Rudi Paul Lindner is a professor of History at the University of Michigan. He is writing a book about the astronomy program at Michigan.
This is the time of year when the nights are long but the clouds lie heavy and low. We can easily appreciate the feelings of the Michigan astronomers who coveted the long nights but chafed at the weather. If misery loves company, their ghosts must have affectionate feelings for us.
Ninety years ago, Ralph Hamilton Curtiss, Michigan’s first astronomical spectroscopist and the grand master of the 37 1/2” reflector, would sit in his office near the big dome and write reports to the Observatory Director, W. J. Hussey, who was in La Plata, Argentina, where he was also director of the Argentine National Observatory. The letters are full of comments about graduate students, about the proposal to build a great steam plant west of the Detroit Observatory, and about local gossip. They also contain frequent, and not-so-subtle, comments about the clouds. One of the graduate students, bent on an evening’s work, would pass Curtiss’s office on his way to take spectrograms. It was typical to make four to six exposures in a good evening, and the power of the “great reflector” and its specially designed spectrograph was sufficient to be about two to three times as productive as the spectrograph on the 40” Yerkes refractor. Curtiss was justifiably proud of his equipment. Sure enough, however, by the time Curtiss had completed a page or two, the student would be pacing back, thanks to the clouds. Sometimes, if the clouds were scudding fast enough, the night observer would try to sneak in a plate exposure between them, usually without much luck, as the observing books attest.

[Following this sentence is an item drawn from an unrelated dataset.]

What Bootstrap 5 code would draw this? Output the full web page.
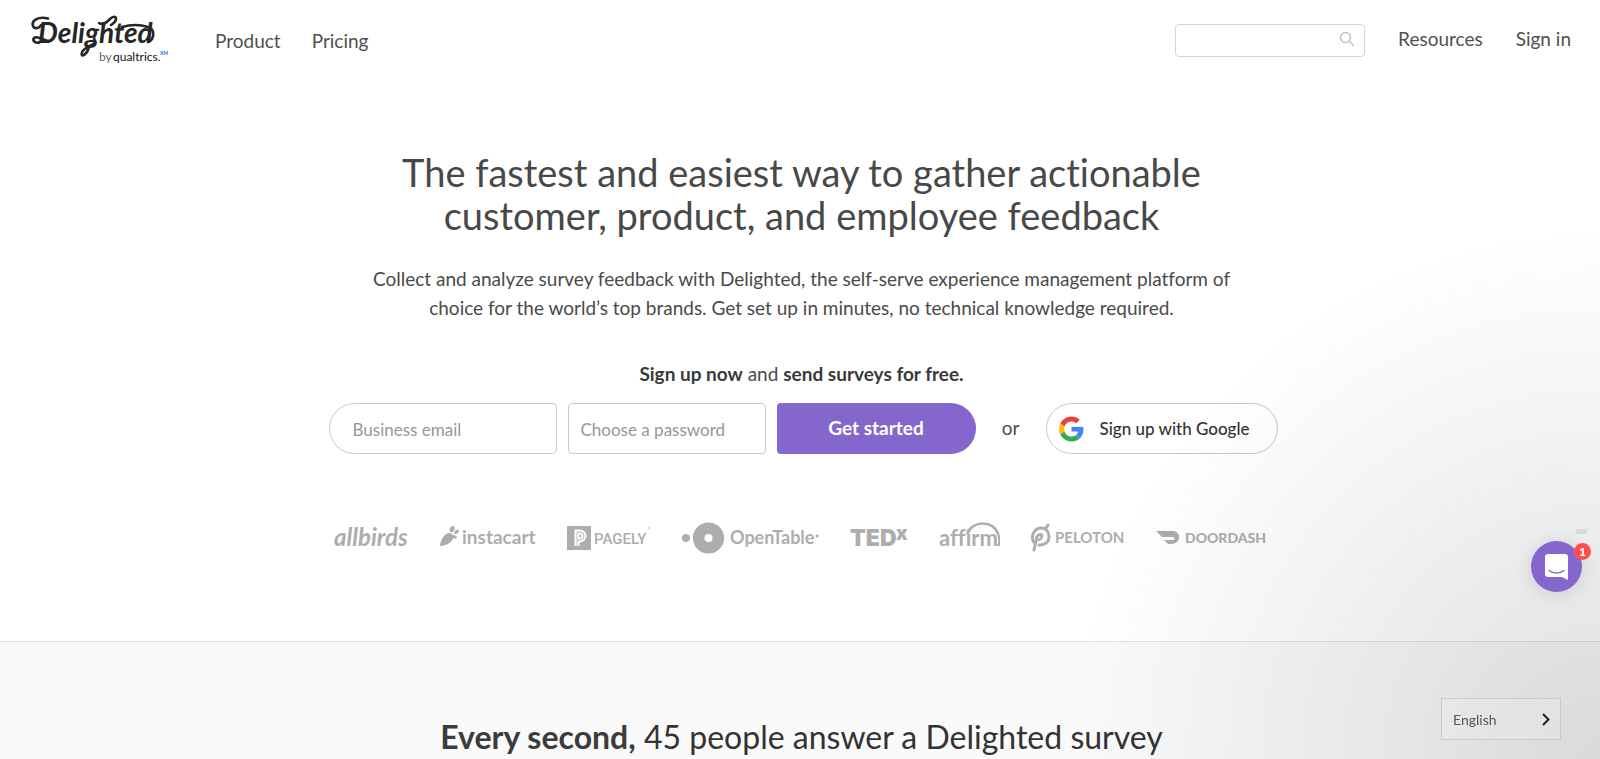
<!DOCTYPE html>
<html lang="en">
<head>
<meta charset="utf-8">
<meta name="viewport" content="width=device-width, initial-scale=1">
<title>Delighted</title>
<link rel="stylesheet" href="https://cdn.jsdelivr.net/npm/bootstrap@5.3.0/dist/css/bootstrap.min.css">
<style>
  body { font-family: Lato, "Open Sans", sans-serif; color: #4a4a4a; background: #fff; overflow-x: hidden; font-variant-ligatures: none; }
  .site-nav { padding: 14px 29px 0 30px; }
  .site-nav .nav-link { color: #505050; font-size: 19px; line-height: 24px; padding: 0; }
  .nav-main { gap: 31px; margin-left: 47px; padding-top: 15px; }
  .nav-side { gap: 33px; }
  .nav-side .nav-link { padding-top: 13px; }
  .search-box { width: 190px; margin-top: 10px; }
  .search-box .form-control { height: 33px; border-color: #d6d6d6; border-radius: 4px; padding-right: 36px; }
  .search-btn { position: absolute; right: 10px; top: 7px; border: 0; background: none; padding: 0; line-height: 0; }
  .hero { padding: 83px 16px 86px 19px; }
  .hero h1 { font-size: 38px; line-height: 43px; font-weight: 400; max-width: 860px; color: #484848; }
  .hero-copy { font-size: 19px; line-height: 29px; max-width: 880px; margin-top: 27px; }
  .signup-lead { font-size: 19px; line-height: 28px; margin-top: 38px; }
  .signup-lead strong { font-weight: 700; color: #3a3a3a; }
  .signup-row { margin-top: 15px; padding-left: 3px; }
  .signup-row .form-control, .signup-row .btn { height: 51px; font-size: 17px; }
  .signup-fields { gap: 11px; }
  .signup-row .form-control { border-color: #c8c8c8; border-radius: 4px; padding: 2px 12px 0; background: #fff; }
  .signup-row .form-control::placeholder { color: #979797; opacity: 1; }
  .signup-row .email-field { width: 228px; border-radius: 26px 4px 4px 26px; padding-left: 23px; }
  .signup-row .password-field { width: 198px; }
  .signup-row .btn-start { width: 199px; background: #8566cc; color: #fff; font-size: 19px; font-weight: 700; border: 0; border-radius: 4px 26px 26px 4px; }
  .or-word { width: 70px; font-size: 19px; }
  .signup-row .btn-google { width: 232px; border: 1px solid #c8c8c8; border-radius: 26px; color: #333; font-weight: 500; padding: 0 12px; }
  .brands { gap: 31px; margin-top: 68px; fill: #adadad; }
  .brands svg { height: 32px; flex: none; }
  .hero .brands { margin-bottom: 1px; }
  .stats { background: #fafafa; border-top: 1px solid #e0e2e2; padding: 75px 16px 0 19px; }
  .stats h2 { font-size: 32px; line-height: 40px; font-weight: 400; color: #333; }
  .stats strong { font-weight: 700; color: #3c3c3c; }
  .corner-shade { position: fixed; right: 0; bottom: 0; width: 530px; height: 530px; pointer-events: none;
    background: radial-gradient(circle 530px at bottom right, rgba(29,39,54,.15), rgba(29,39,54,0)); }
  .chat { position: fixed; right: 18px; bottom: 167px; }
  .chat-btn { width: 51px; height: 51px; border: 0; border-radius: 50%; background: #8566cc; padding: 0; box-shadow: 0 2px 20px rgba(0,0,0,.12); }
  .chat-count { position: absolute; right: -9px; top: 2px; width: 17px; height: 17px; border-radius: 50%; background: #ff4f4b; color: #fff; font-size: 12px; line-height: 17px; font-weight: 900; text-align: center; }
  .chat-tab { position: absolute; right: -5px; top: -12px; width: 11px; height: 5px; background: #d8dad7; }
  .lang-btn { position: fixed; right: 39px; bottom: 19px; width: 120px; height: 42px; border: 1px solid #c8cacb; background: rgba(255,255,255,.15); color: #555; font-size: 14px; padding: 0 10px 0 11px; }
</style>
</head>
<body class="d-flex flex-column min-vh-100">
<header class="site-nav d-flex align-items-start">
  <a href="#" aria-label="Delighted by Qualtrics">
    <svg width="138" height="54" viewBox="0 0 138 54" font-family="Lato, sans-serif">
      <text x="8" y="29" font-size="28" font-weight="700" font-style="italic" fill="#262626">Delighted</text>
      <g fill="none" stroke="#262626" stroke-width="2.600" stroke-linecap="round">
        <path d="M18 4.500C9 2 1 6 3 12c1 3 6 3 8-1"/>
        <path d="M10 28c-4 2-8-1-6-4 3-3 9 2 15 3"/>
        <path d="M69 9c4 3 8-1 11-4s6-3 6 0c0 2-2 4-5 6"/>
        <path d="M92 13c10-3 20-2 26 0 7 2 7 12 0 15"/>
        <path d="M59 32c-1 8-9 13-7 6 2-4 8-6 13-9"/>
      </g>
      <text x="69" y="47" font-size="12" fill="#666">by</text>
      <text x="83" y="47" font-size="12" fill="#111">qualtrics.</text>
      <text x="130" y="41" font-size="5" font-weight="900" fill="#1a7cf0">XM</text>
    </svg>
  </a>
  <nav class="nav nav-main" aria-label="Main">
    <a class="nav-link" href="#">Product</a>
    <a class="nav-link" href="#">Pricing</a>
  </nav>
  <div class="nav nav-side ms-auto">
    <form class="search-box position-relative" role="search">
      <input class="form-control" type="search" aria-label="Search">
      <button class="search-btn" type="submit" aria-label="Submit search">
        <svg width="16" height="16" fill="none" stroke="#c4c4c4" stroke-width="1.600"><circle cx="6.500" cy="6.500" r="5"/><path d="M10.200 10.200 15 15"/></svg>
      </button>
    </form>
    <a class="nav-link" href="#">Resources</a>
    <a class="nav-link" href="#">Sign in</a>
  </div>
</header>

<main class="d-flex flex-column flex-grow-1">
  <section class="hero text-center">
    <h1 class="mx-auto mb-0">The fastest and easiest way to gather actionable<br>customer, product, and employee feedback</h1>
    <p class="hero-copy mx-auto mb-0">Collect and analyze survey feedback with Delighted, the self-serve experience management platform of<br>choice for the world’s top brands. Get set up in minutes, no technical knowledge required.</p>
    <p class="signup-lead mb-0"><strong>Sign up now</strong> and <strong>send surveys for free.</strong></p>

    <form class="signup-row d-flex flex-wrap justify-content-center align-items-center">
      <div class="signup-fields d-flex">
        <input class="form-control email-field" type="email" placeholder="Business email" aria-label="Business email">
        <input class="form-control password-field" type="password" placeholder="Choose a password" aria-label="Choose a password">
        <button class="btn btn-start" type="submit">Get started</button>
      </div>
      <span class="or-word">or</span>
      <button class="btn btn-google d-flex align-items-center" type="button">
        <svg width="25" height="26" viewBox="0 0 48 48" class="me-3" aria-hidden="true">
          <path fill="#ea4335" d="M24 9.500c3.540 0 6.710 1.220 9.210 3.600l6.850-6.850C35.900 2.380 30.470 0 24 0 14.620 0 6.510 5.380 2.560 13.220l7.980 6.190C12.430 13.720 17.740 9.500 24 9.500z"/>
          <path fill="#4285f4" d="M46.980 24.550c0-1.570-.15-3.090-.38-4.550H24v9.020h12.940c-.58 2.960-2.260 5.480-4.780 7.180l7.730 6c4.510-4.180 7.090-10.360 7.090-17.650z"/>
          <path fill="#fbbc05" d="M10.530 28.590c-.48-1.450-.76-2.990-.76-4.590s.27-3.140.76-4.590l-7.980-6.190C.92 16.460 0 20.120 0 24c0 3.880.92 7.540 2.560 10.780l7.970-6.190z"/>
          <path fill="#34a853" d="M24 48c6.480 0 11.930-2.130 15.890-5.810l-7.730-6c-2.150 1.450-4.920 2.300-8.160 2.300-6.260 0-11.570-4.220-13.470-9.910l-7.980 6.190C6.510 42.620 14.620 48 24 48z"/>
        </svg>
        <span>Sign up with Google</span>
      </button>
    </form>

    <div class="brands d-flex flex-wrap justify-content-center" aria-label="Customers">
      <svg width="75" font-family="Lato, sans-serif"><text x="0" y="24" font-size="24" font-style="italic" font-weight="700">allbirds</text></svg>
      <svg width="96" font-family="Lato, sans-serif">
        <path d="M0 24c0-4 3-11 8-13 3-1 7 3 5 6-3 5-9 7-13 7zM10 10c-1-4 1-6 4-6 1 2 1 4-1 6zM14 11c1-3 3-4 5-3 0 3-2 4-4 4zM13 13c2 0 4 1 4 3-2 1-4 0-4-1z"/>
        <text x="22" y="22" font-size="19" font-weight="700">instacart</text>
      </svg>
      <svg width="84">
        <rect y="4" width="24" height="24"/>
        <g fill="none" stroke="#fff"><path stroke-width="5" d="M10 24V10h3a3.500 3.500 0 0 1 0 8h-3"/><path stroke="#adadad" stroke-width=".8" d="M10 24V10h3a3.500 3.500 0 0 1 0 8h-3"/></g>
        <text x="27" y="22" font-size="15" font-weight="500" font-family="Roboto, sans-serif">PAGELY</text>
        <circle cx="82" cy="6" r=".8"/>
      </svg>
      <svg width="137" font-family="Lato, sans-serif">
        <circle cx="4" cy="16" r="4"/><circle cx="26.500" cy="16" r="9.800" fill="none" stroke="#adadad" stroke-width="11.600"/>
        <text x="48" y="22" font-size="18" font-weight="700">OpenTable</text><circle cx="135" cy="14" r="1.500"/>
      </svg>
      <svg width="58" font-family="Inter, sans-serif" font-weight="900"><text x="0" y="24" font-size="23">TED</text><text x="46" y="18" font-size="19">x</text></svg>
      <svg width="61" font-family="Lato, sans-serif">
        <text x="0" y="24" font-size="22" font-weight="700">affirm</text>
        <path d="M28 12C33-2 55-2 59 12c2 5 2 9 0 12" fill="none" stroke="#adadad" stroke-width="2.400"/>
      </svg>
      <svg width="94" font-family="Lato, sans-serif">
        <g fill="none" stroke="#adadad" stroke-linecap="round"><path stroke-width="3" d="M2.500 20C-1 12 5 6 10 6c6 0 8 5 8 9 0 5-4 8-9 8H8M11 14c0-2-4-2-5 1L3 28M15 6l2-3"/><path stroke-width="2.500" d="M11 14c0 2-1 3-3 4"/></g>
        <text x="24" y="21" font-size="15" font-weight="700">PELOTON</text>
      </svg>
      <svg width="113" font-family="Lato, sans-serif">
        <path d="M0 9h17c8 0 9 13-2 13h-3l-4-4h9c2 0 2-3 0-3H6z"/>
        <text x="29" y="21" font-size="14" font-weight="900">DOORDASH</text>
      </svg>
    </div>
  </section>

  <section class="stats text-center flex-grow-1">
    <h2 class="mb-0"><strong>Every second,</strong> 45 people answer a Delighted survey</h2>
  </section>
</main>

<div class="corner-shade"></div>
<div class="chat">
  <span class="chat-tab"></span>
  <button class="chat-btn" type="button" aria-label="Open chat">
    <svg width="24" height="26" viewBox="0 0 24 26" aria-hidden="true"><path fill="#fff" d="M3 0h17a3 3 0 0 1 3 3v23l-6-3H3a3 3 0 0 1-3-3V3a3 3 0 0 1 3-3z"/><path d="M4 16.500c4 3.500 11 3.500 15 0" fill="none" stroke="#8566cc" stroke-width="1.300" stroke-linecap="round"/></svg>
  </button>
  <span class="chat-count">1</span>
</div>
<button class="lang-btn d-flex align-items-center justify-content-between" type="button">English
  <svg width="8" height="13" fill="none" stroke="#222" stroke-width="2"><path d="M1 1l5.500 5.500L1 12"/></svg>
</button>
<script src="https://cdn.jsdelivr.net/npm/bootstrap@5.3.0/dist/js/bootstrap.bundle.min.js"></script>
</body>
</html>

No wonder that Curtiss’s student and successor, Dean B. McLaughlin, waxed eloquent when, in 1934, his big chance occurred. McLaughlin was interested in the spectra of peculiar stars, stars of class B with hydrogen emission lines, peculiar pulsating variable stars, and also novae or new stars. In 1934 Nova Herculis burst forth and many telescopes turned towards it, the first really accessible, bright nova since the end of World War I. And McLaughlin was in luck. He had fourteen clear nights in a row and was able to make enough accurate spectrograms so that he could prepare a large monograph, in which he discussed the minute, unpredictable, and fascinating changes that occurred both in the expanding envelope around the nova and in the spectrum of the underlying star. It was a classic study that he produced, and he was grateful, -- even more than that, ecstatic, about his good fortune. The nova was historic, but not much more than the run of clear skies that the weather gods bestowed upon the Ann Arbor observers.
The rule was, alas, much as we see today. A few years later on, Heber Curtis (no relation to Ralph Curtiss), who succeeded Curtiss as Director of the Michigan program, was musing on his inability to obtain the funds to figure, build a mounting for, and dome to house the 98” pyrex mirror blank that was the centerpiece of a revived astronomy program. He had come to Michigan particularly to assist in building that big telescope, only to have the bottom fall out of the state’s financial basket in 1931 and his plans fall by the wayside. One of Curtis’s students in those years was Orren Mohler, whom many Lowbrows will remember as a cheerful solar expert, dedicated to the preservation of Michigan’s astronomical heritage. Mohler and Curtis were returning to the Observatory from the central campus one day in the late 1930s, and Curtis looked at the clouds and said that perhaps it was for the good that the money to complete the 98” had disappeared, for the telescope would have been much more an instrument for meteorological than astronomical investigation.